Why is my PHP function not producing any output?

Question

The following code shows a multi-dimensional array, and a function that loops through the array to echo out a nested menu with links.

However, the function doesn't appear to be working as nothing is being echoed.

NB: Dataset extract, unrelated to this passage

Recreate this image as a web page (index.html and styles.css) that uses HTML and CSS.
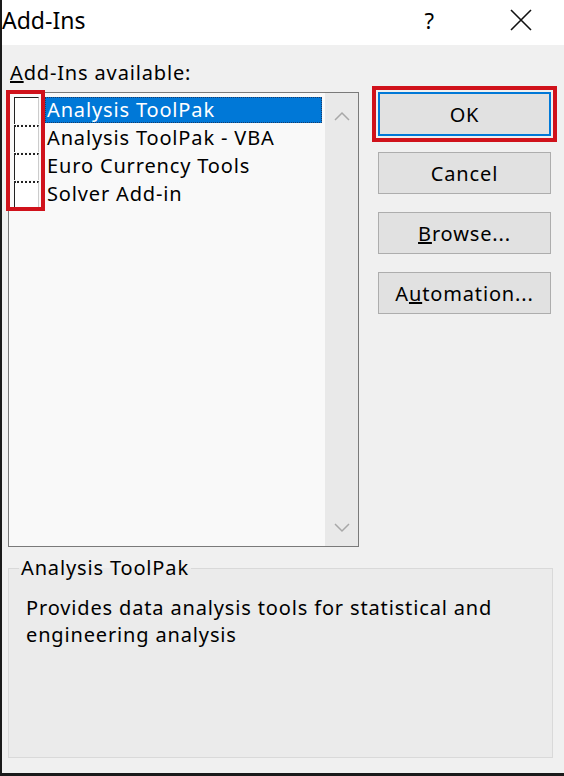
FILE: index.html
```html
<!DOCTYPE html>
<html>
<head>
<meta charset="utf-8">
<link rel="stylesheet" href="styles.css">
</head>
<body>
<div class="dialog">
  <div class="titlebar">
    <span class="title">Add-Ins</span>
    <span class="help">?</span>
    <span class="close">
      <svg width="22" height="22" viewBox="0 0 22 22"><path d="M1 1L21 21M21 1L1 21" stroke="#111" stroke-width="1.6" fill="none"/></svg>
    </span>
  </div>
  <div class="content">
    <div class="label"><u>A</u>dd-Ins available:</div>
    <div class="main">
      <div class="listbox">
        <div class="items">
          <div class="row"><span class="check"></span><span class="item selected">Analysis ToolPak</span></div>
          <div class="row"><span class="check dotted"></span><span class="item">Analysis ToolPak - VBA</span></div>
          <div class="row"><span class="check dotted"></span><span class="item">Euro Currency Tools</span></div>
          <div class="row"><span class="check dotted"></span><span class="item">Solver Add-in</span></div>
          <div class="redbox"></div>
        </div>
        <div class="scrollbar">
          <svg class="arrow" width="16" height="10" viewBox="0 0 16 10"><path d="M1 9L8 2L15 9" stroke="#a8a8a8" stroke-width="1.5" fill="none"/></svg>
          <svg class="arrow" width="16" height="10" viewBox="0 0 16 10"><path d="M1 1L8 8L15 1" stroke="#a8a8a8" stroke-width="1.5" fill="none"/></svg>
        </div>
      </div>
      <div class="buttons">
        <div class="okwrap"><button class="btn ok">OK</button></div>
        <button class="btn">Cancel</button>
        <button class="btn"><u>B</u>rowse...</button>
        <button class="btn">A<u>u</u>tomation...</button>
      </div>
    </div>
    <fieldset class="group">
      <legend>Analysis ToolPak</legend>
      <p class="desc">Provides data analysis tools for statistical and engineering analysis</p>
    </fieldset>
  </div>
</div>
</body>
</html>
```
FILE: styles.css
```css
html, body {
  margin: 0;
  padding: 0;
  background: #f0f0f0;
}
.dialog {
  width: 562px;
  height: 773px;
  border-left: 2px solid #1a1a1a;
  border-bottom: 3px solid #1a1a1a;
  background: #f0f0f0;
  font-family: "Noto Sans", "Open Sans", sans-serif;
  color: #000;
  display: flex;
  flex-direction: column;
}
.titlebar {
  height: 45px;
  background: #ffffff;
  display: flex;
  align-items: center;
  flex-shrink: 0;
}
.title {
  font-size: 23px;
  margin-left: 0;
  margin-top: -6px;
  flex: 1;
}
.help {
  font-size: 22px;
  margin-right: 76px;
  margin-top: -6px;
}
.close {
  width: 22px;
  height: 22px;
  margin-right: 32px;
  margin-top: -6px;
  display: flex;
}
.content {
  flex: 1;
  padding: 14px 11px 0 6px;
  display: flex;
  flex-direction: column;
  letter-spacing: 0.85px;
}
.label {
  font-size: 20px;
  line-height: 28px;
  margin-left: 2px;
}
.main {
  display: flex;
  margin-top: 5px;
}
.listbox {
  width: 349px;
  height: 453px;
  border: 1px solid #7a7a7a;
  background: #f9f9f9;
  display: flex;
}
.items {
  flex: 1;
  padding-top: 4px;
  position: relative;
}
.row {
  display: flex;
  align-items: stretch;
  height: 28px;
}
.check {
  width: 25px;
  height: 27px;
  margin-left: 5px;
  background: #fff;
  border-left: 1.5px solid #222;
  border-top: 1px solid #222;
  border-right: 1px solid #ccc;
  box-sizing: border-box;
}
.check.dotted {
  border-top: 2px dotted #222;
}
.item {
  font-size: 20px;
  line-height: 26px;
  padding-left: 2px;
  margin-left: 6px;
  width: 277px;
  height: 26px;
  box-sizing: border-box;
  white-space: nowrap;
}
.item.selected {
  background: #0078d7;
  color: #fff;
  outline: 1px dotted #1a3c6a;
  outline-offset: -1px;
}
.redbox {
  position: absolute;
  left: -3px;
  top: -3px;
  width: 31px;
  height: 113px;
  border: 4px solid #d0121b;
}
.scrollbar {
  width: 33px;
  background: #e9e9e9;
  display: flex;
  flex-direction: column;
  justify-content: space-between;
  align-items: center;
  padding: 18px 0 13px;
}
.buttons {
  margin-left: 19px;
  display: flex;
  flex-direction: column;
  gap: 18px;
  width: 173px;
  margin-top: -6px;
}
.okwrap {
  border: 4px solid #d0121b;
  margin: 0 -6px -8px;
  padding: 2px;
  background: #f0f0f0;
}
.btn {
  height: 42px;
  width: 173px;
  background: #e1e1e1;
  border: 1px solid #adadad;
  font-family: "Noto Sans", "Open Sans", sans-serif;
  font-size: 20px;
  letter-spacing: 0.85px;
  color: #000;
  padding: 0;
  margin: 0;
}
.btn.ok {
  border: 2px solid #0078d7;
  height: 44px;
  display: block;
}
.group {
  margin: 9px 0 0 0;
  padding: 0 17px;
  height: 202px;
  border: 1px solid #d9d9d9;
  background: #ebebeb;
  box-sizing: border-box;
  width: 545px;
}
.group legend {
  font-size: 20px;
  padding: 0 2px;
  margin-left: -7px;
  line-height: 24px;
}
.desc {
  margin: 14px 0 0 0;
  font-size: 20px;
  line-height: 27px;
}
```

It was working but I have changed a few includes around, so could it be something to do with that?

<?php

$urls = array (
    0=>array (
        0=>"Home",
        1=>"http://uni.michaelnorris.co.uk/",
        2=>"Home",
        3=>"",
        4=>"",
        5=>"1"
    ),

    1=>array (
        0=>"Blog",
        1=>"http://uni.michaelnorris.co.uk/blog/",
        2=>"Blog",
        3=>"",
        4=>"",
        5=>"1"
    ),

    2=>array (
        0=>"Glossary",
        1=>"http://uni.michaelnorris.co.uk/",
        2=>"Glossary",
        3=>"",
        4=>"",
        5=>"1"
    ),

    3=>array (
        0=>"Resources",
        1=>"http://uni.michaelnorris.co.uk/blog/",
        2=>"Resources",
        3=>"",
        4=>"",
        5=>"1"
    ),

    4=>array (
        0=>"Staff",
        1=>"http://uni.michaelnorris.co.uk/",
        2=>"Staff",
        3=>"",
        4=>"",
        5=>"1"
    ),

    5=>array (
        0=>"Blog",
        1=>"http://uni.michaelnorris.co.uk/blog/",
        2=>"Blog",
        3=>"",
        4=>"",
        5=>"1"
    ),

    6=>array (
        0=>"Home",
        1=>"http://uni.michaelnorris.co.uk/",
        2=>"Home",
        3=>"",
        4=>"",
        5=>"1"
    ),

    7=>array (
        0=>"Blog",
        1=>"http://uni.michaelnorris.co.uk/blog/",
        2=>"Blog",
        3=>"",
        4=>"",
        5=>"1"
    )       
);

function showMenu()
{
    $top = count($urls);
    echo "<ul>";
    for ($i=0;$i<$top;$i++) {
        echo "<li><a href='".$urls[$i][1]."' title='".$urls[$i][2]."'>".$urls[$i][0]."</a><li>";
    }
    echo "</ul>";
}

?>

<?php showMenu(); ?>

Are you getting an error? Is it not outputting correctly? My crystal ball is being repaired currently. I don't see anything inherently wrong with your code. — Cyclone
– Cyclone, Commented Oct 25, 2011 at 19:14
error_reporting(E_ALL); => Notice: Undefined variable: urls in x.php on line 81 — Felix Kling
– Felix Kling, Commented Oct 25, 2011 at 19:18

Cyclone · Accepted Answer · 2011-10-25 19:24:31Z

7

After taking a step back, I noticed your problem. Replace showMenu with this:

function showMenu()
{
    global $urls;
    $top = count($urls);
    echo "<ul>";
    for ($i=0;$i<$top;$i++) {
        echo "<li><a href='".$urls[$i][1]."' title='".$urls[$i][2]."'>".$urls[$i][0]."</a></li>";
    }
    echo "</ul>";
}

You had declared $urls outside the scope of the function. In the future, please tell us what's wrong with your code in the question, instead of making us guess.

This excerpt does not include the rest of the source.